Your goal – Reproduce the material word for word; the images stay out.

** start of Data shown **

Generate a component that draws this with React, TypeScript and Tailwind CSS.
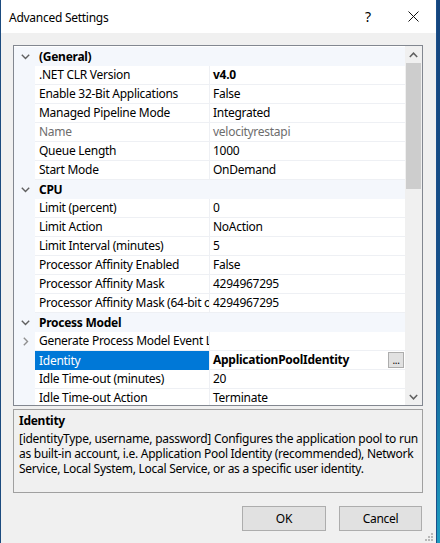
import React from "react";

type Row =
  | { kind: "cat"; label: string }
  | {
      kind: "prop";
      name: string;
      value: string;
      bold?: boolean;
      muted?: boolean;
      selected?: boolean;
      expandable?: boolean;
      button?: boolean;
    };

const rows: Row[] = [
  { kind: "cat", label: "(General)" },
  { kind: "prop", name: ".NET CLR Version", value: "v4.0", bold: true },
  { kind: "prop", name: "Enable 32-Bit Applications", value: "False" },
  { kind: "prop", name: "Managed Pipeline Mode", value: "Integrated" },
  { kind: "prop", name: "Name", value: "velocityrestapi", muted: true },
  { kind: "prop", name: "Queue Length", value: "1000" },
  { kind: "prop", name: "Start Mode", value: "OnDemand" },
  { kind: "cat", label: "CPU" },
  { kind: "prop", name: "Limit (percent)", value: "0" },
  { kind: "prop", name: "Limit Action", value: "NoAction" },
  { kind: "prop", name: "Limit Interval (minutes)", value: "5" },
  { kind: "prop", name: "Processor Affinity Enabled", value: "False" },
  { kind: "prop", name: "Processor Affinity Mask", value: "4294967295" },
  { kind: "prop", name: "Processor Affinity Mask (64-bit option)", value: "4294967295" },
  { kind: "cat", label: "Process Model" },
  { kind: "prop", name: "Generate Process Model Event Log Entry", value: "", expandable: true },
  { kind: "prop", name: "Identity", value: "ApplicationPoolIdentity", bold: true, selected: true, button: true },
  { kind: "prop", name: "Idle Time-out (minutes)", value: "20" },
  { kind: "prop", name: "Idle Time-out Action", value: "Terminate" },
];

function ChevronDown() {
  return (
    <svg width="9" height="6" viewBox="0 0 9 6" fill="none">
      <path d="M0.8 0.8 L4.5 4.5 L8.2 0.8" stroke="#606060" strokeWidth="1.4" />
    </svg>
  );
}

function ChevronRight() {
  return (
    <svg width="6" height="9" viewBox="0 0 6 9" fill="none">
      <path d="M0.8 0.8 L4.5 4.5 L0.8 8.2" stroke="#909090" strokeWidth="1.4" />
    </svg>
  );
}

function GridRow({ row }: { row: Row }) {
  if (row.kind === "cat") {
    return (
      <div className="flex h-[19px] shrink-0 items-center bg-[#f4f7fc]">
        <div className="flex w-[21px] shrink-0 justify-center pl-px">
          <ChevronDown />
        </div>
        <span className="pl-1 font-bold text-black">{row.label}</span>
      </div>
    );
  }
  return (
    <div className="flex h-[19px] shrink-0">
      <div className="flex w-[21px] shrink-0 items-center justify-center bg-[#f4f7fc] pl-[3px]">
        {row.expandable && <ChevronRight />}
      </div>
      <div
        className={
          row.selected
            ? "flex w-[174px] shrink-0 items-center overflow-hidden whitespace-nowrap bg-[#0078d7] pl-1 text-white"
            : "flex w-[174px] shrink-0 items-center overflow-hidden whitespace-nowrap border-b border-[#eef0f4] pl-1 " +
              (row.muted ? "text-[#6d6d6d]" : "text-black")
        }
      >
        {row.name}
      </div>
      <div className="w-px shrink-0 bg-[#eef0f4]" />
      <div className="flex flex-1 items-center justify-between overflow-hidden whitespace-nowrap border-b border-[#eef0f4] pl-[3px] pr-px">
        <span className={(row.bold ? "font-bold " : "") + (row.muted ? "text-[#6d6d6d]" : "text-black")}>{row.value}</span>
        {row.button && (
          <div className="flex h-[16px] w-[16px] items-end justify-center border border-[#adadad] bg-[#e1e1e1] pb-[2px] text-[10px] leading-none text-black">
            ...
          </div>
        )}
      </div>
    </div>
  );
}

function ScrollBar() {
  return (
    <div className="flex w-[17px] shrink-0 flex-col bg-[#f0f0f0]">
      <div className="flex h-[17px] items-center justify-center">
        <svg width="9" height="6" viewBox="0 0 9 6" fill="none">
          <path d="M0.8 5 L4.5 1.2 L8.2 5" stroke="#606060" strokeWidth="1.5" />
        </svg>
      </div>
      <div className="mx-px h-[126px] bg-[#cdcdcd]" />
      <div className="flex-1" />
      <div className="flex h-[17px] items-center justify-center">
        <svg width="9" height="6" viewBox="0 0 9 6" fill="none">
          <path d="M0.8 1 L4.5 4.8 L8.2 1" stroke="#606060" strokeWidth="1.5" />
        </svg>
      </div>
    </div>
  );
}

function Grip() {
  const dots = [
    [6, 0],
    [3, 3],
    [6, 3],
    [0, 6],
    [3, 6],
    [6, 6],
  ];
  return (
    <svg width="8" height="8" viewBox="0 0 8 8">
      {dots.map(([x, y]) => (
        <rect key={`${x}-${y}`} x={x} y={y} width="2" height="2" fill="#b8b8b8" />
      ))}
    </svg>
  );
}

export default function App() {
  return (
    <div
      className="flex h-[543px] w-[440px] overflow-hidden bg-[#1c4b7f] text-[12px] leading-none tracking-[-0.27px]"
      style={{ fontFamily: '"Noto Sans", "Segoe UI", sans-serif' }}
    >
      <div className="ml-px flex w-[435px] shrink-0 flex-col bg-[#f0f0f0]">
        {/* title bar */}
        <div className="flex h-[33px] shrink-0 items-center bg-white pl-2 text-black">
          <span className="flex-1 pt-[2px]">Advanced Settings</span>
          <span className="w-[12px] pt-[1px] text-[14px]">?</span>
          <div className="ml-[31px] mr-[17px] flex items-center">
            <svg width="11" height="11" viewBox="0 0 11 11" fill="none">
              <path d="M0.5 0.5 L10.5 10.5 M10.5 0.5 L0.5 10.5" stroke="#111" strokeWidth="1" />
            </svg>
          </div>
        </div>

        {/* property grid */}
        <div className="ml-3 mt-3 flex h-[361px] w-[410px] shrink-0 border border-[#828790] bg-white">
          <div className="flex flex-1 flex-col overflow-hidden pt-px">
            {rows.map((r, i) => (
              <GridRow key={i} row={r} />
            ))}
          </div>
          <ScrollBar />
        </div>

        {/* description */}
        <div className="ml-3 mt-[3px] flex h-[84px] w-[410px] shrink-0 flex-col overflow-hidden border border-[#a0a0a0] px-[5px] pt-[5px] text-black">
          <div className="font-bold">Identity</div>
          <div className="mt-[4px] whitespace-nowrap leading-[15px]">
            <div>[identityType, username, password] Configures the application pool to run</div>
            <div>as built-in account, i.e. Application Pool Identity (recommended), Network</div>
            <div>Service, Local System, Local Service, or as a specific user identity.</div>
          </div>
        </div>

        {/* buttons */}
        <div className="ml-[241px] mt-[13px] flex gap-[13px]">
          <button className="flex h-[25px] w-[84px] items-center justify-center border border-[#adadad] bg-[#e1e1e1] text-black">
            OK
          </button>
          <button className="flex h-[25px] w-[83px] items-center justify-center border border-[#adadad] bg-[#e1e1e1] text-black">
            Cancel
          </button>
        </div>
        <div className="mr-[3px] mt-[2px] flex justify-end">
          <Grip />
        </div>
      </div>
      <div className="w-px shrink-0 bg-[#1b4f8a]" />
      <div className="flex-1 bg-gradient-to-b from-[#15457d] via-[#15508a] to-[#1e9cc0]" />
    </div>
  );
}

** end of Data shown **

The result –
Generate a component that draws this with React, TypeScript and Tailwind CSS.
import React from "react";

type Row =
  | { kind: "cat"; label: string }
  | {
      kind: "prop";
      name: string;
      value: string;
      bold?: boolean;
      muted?: boolean;
      selected?: boolean;
      expandable?: boolean;
      button?: boolean;
    };

const rows: Row[] = [
  { kind: "cat", label: "(General)" },
  { kind: "prop", name: ".NET CLR Version", value: "v4.0", bold: true },
  { kind: "prop", name: "Enable 32-Bit Applications", value: "False" },
  { kind: "prop", name: "Managed Pipeline Mode", value: "Integrated" },
  { kind: "prop", name: "Name", value: "velocityrestapi", muted: true },
  { kind: "prop", name: "Queue Length", value: "1000" },
  { kind: "prop", name: "Start Mode", value: "OnDemand" },
  { kind: "cat", label: "CPU" },
  { kind: "prop", name: "Limit (percent)", value: "0" },
  { kind: "prop", name: "Limit Action", value: "NoAction" },
  { kind: "prop", name: "Limit Interval (minutes)", value: "5" },
  { kind: "prop", name: "Processor Affinity Enabled", value: "False" },
  { kind: "prop", name: "Processor Affinity Mask", value: "4294967295" },
  { kind: "prop", name: "Processor Affinity Mask (64-bit option)", value: "4294967295" },
  { kind: "cat", label: "Process Model" },
  { kind: "prop", name: "Generate Process Model Event Log Entry", value: "", expandable: true },
  { kind: "prop", name: "Identity", value: "ApplicationPoolIdentity", bold: true, selected: true, button: true },
  { kind: "prop", name: "Idle Time-out (minutes)", value: "20" },
  { kind: "prop", name: "Idle Time-out Action", value: "Terminate" },
];

function ChevronDown() {
  return (
    <svg width="9" height="6" viewBox="0 0 9 6" fill="none">
      <path d="M0.8 0.8 L4.5 4.5 L8.2 0.8" stroke="#606060" strokeWidth="1.4" />
    </svg>
  );
}

function ChevronRight() {
  return (
    <svg width="6" height="9" viewBox="0 0 6 9" fill="none">
      <path d="M0.8 0.8 L4.5 4.5 L0.8 8.2" stroke="#909090" strokeWidth="1.4" />
    </svg>
  );
}

function GridRow({ row }: { row: Row }) {
  if (row.kind === "cat") {
    return (
      <div className="flex h-[19px] shrink-0 items-center bg-[#f4f7fc]">
        <div className="flex w-[21px] shrink-0 justify-center pl-px">
          <ChevronDown />
        </div>
        <span className="pl-1 font-bold text-black">{row.label}</span>
      </div>
    );
  }
  return (
    <div className="flex h-[19px] shrink-0">
      <div className="flex w-[21px] shrink-0 items-center justify-center bg-[#f4f7fc] pl-[3px]">
        {row.expandable && <ChevronRight />}
      </div>
      <div
        className={
          row.selected
            ? "flex w-[174px] shrink-0 items-center overflow-hidden whitespace-nowrap bg-[#0078d7] pl-1 text-white"
            : "flex w-[174px] shrink-0 items-center overflow-hidden whitespace-nowrap border-b border-[#eef0f4] pl-1 " +
              (row.muted ? "text-[#6d6d6d]" : "text-black")
        }
      >
        {row.name}
      </div>
      <div className="w-px shrink-0 bg-[#eef0f4]" />
      <div className="flex flex-1 items-center justify-between overflow-hidden whitespace-nowrap border-b border-[#eef0f4] pl-[3px] pr-px">
        <span className={(row.bold ? "font-bold " : "") + (row.muted ? "text-[#6d6d6d]" : "text-black")}>{row.value}</span>
        {row.button && (
          <div className="flex h-[16px] w-[16px] items-end justify-center border border-[#adadad] bg-[#e1e1e1] pb-[2px] text-[10px] leading-none text-black">
            ...
          </div>
        )}
      </div>
    </div>
  );
}

function ScrollBar() {
  return (
    <div className="flex w-[17px] shrink-0 flex-col bg-[#f0f0f0]">
      <div className="flex h-[17px] items-center justify-center">
        <svg width="9" height="6" viewBox="0 0 9 6" fill="none">
          <path d="M0.8 5 L4.5 1.2 L8.2 5" stroke="#606060" strokeWidth="1.5" />
        </svg>
      </div>
      <div className="mx-px h-[126px] bg-[#cdcdcd]" />
      <div className="flex-1" />
      <div className="flex h-[17px] items-center justify-center">
        <svg width="9" height="6" viewBox="0 0 9 6" fill="none">
          <path d="M0.8 1 L4.5 4.8 L8.2 1" stroke="#606060" strokeWidth="1.5" />
        </svg>
      </div>
    </div>
  );
}

function Grip() {
  const dots = [
    [6, 0],
    [3, 3],
    [6, 3],
    [0, 6],
    [3, 6],
    [6, 6],
  ];
  return (
    <svg width="8" height="8" viewBox="0 0 8 8">
      {dots.map(([x, y]) => (
        <rect key={`${x}-${y}`} x={x} y={y} width="2" height="2" fill="#b8b8b8" />
      ))}
    </svg>
  );
}

export default function App() {
  return (
    <div
      className="flex h-[543px] w-[440px] overflow-hidden bg-[#1c4b7f] text-[12px] leading-none tracking-[-0.27px]"
      style={{ fontFamily: '"Noto Sans", "Segoe UI", sans-serif' }}
    >
      <div className="ml-px flex w-[435px] shrink-0 flex-col bg-[#f0f0f0]">
        {/* title bar */}
        <div className="flex h-[33px] shrink-0 items-center bg-white pl-2 text-black">
          <span className="flex-1 pt-[2px]">Advanced Settings</span>
          <span className="w-[12px] pt-[1px] text-[14px]">?</span>
          <div className="ml-[31px] mr-[17px] flex items-center">
            <svg width="11" height="11" viewBox="0 0 11 11" fill="none">
              <path d="M0.5 0.5 L10.5 10.5 M10.5 0.5 L0.5 10.5" stroke="#111" strokeWidth="1" />
            </svg>
          </div>
        </div>

        {/* property grid */}
        <div className="ml-3 mt-3 flex h-[361px] w-[410px] shrink-0 border border-[#828790] bg-white">
          <div className="flex flex-1 flex-col overflow-hidden pt-px">
            {rows.map((r, i) => (
              <GridRow key={i} row={r} />
            ))}
          </div>
          <ScrollBar />
        </div>

        {/* description */}
        <div className="ml-3 mt-[3px] flex h-[84px] w-[410px] shrink-0 flex-col overflow-hidden border border-[#a0a0a0] px-[5px] pt-[5px] text-black">
          <div className="font-bold">Identity</div>
          <div className="mt-[4px] whitespace-nowrap leading-[15px]">
            <div>[identityType, username, password] Configures the application pool to run</div>
            <div>as built-in account, i.e. Application Pool Identity (recommended), Network</div>
            <div>Service, Local System, Local Service, or as a specific user identity.</div>
          </div>
        </div>

        {/* buttons */}
        <div className="ml-[241px] mt-[13px] flex gap-[13px]">
          <button className="flex h-[25px] w-[84px] items-center justify-center border border-[#adadad] bg-[#e1e1e1] text-black">
            OK
          </button>
          <button className="flex h-[25px] w-[83px] items-center justify-center border border-[#adadad] bg-[#e1e1e1] text-black">
            Cancel
          </button>
        </div>
        <div className="mr-[3px] mt-[2px] flex justify-end">
          <Grip />
        </div>
      </div>
      <div className="w-px shrink-0 bg-[#1b4f8a]" />
      <div className="flex-1 bg-gradient-to-b from-[#15457d] via-[#15508a] to-[#1e9cc0]" />
    </div>
  );
}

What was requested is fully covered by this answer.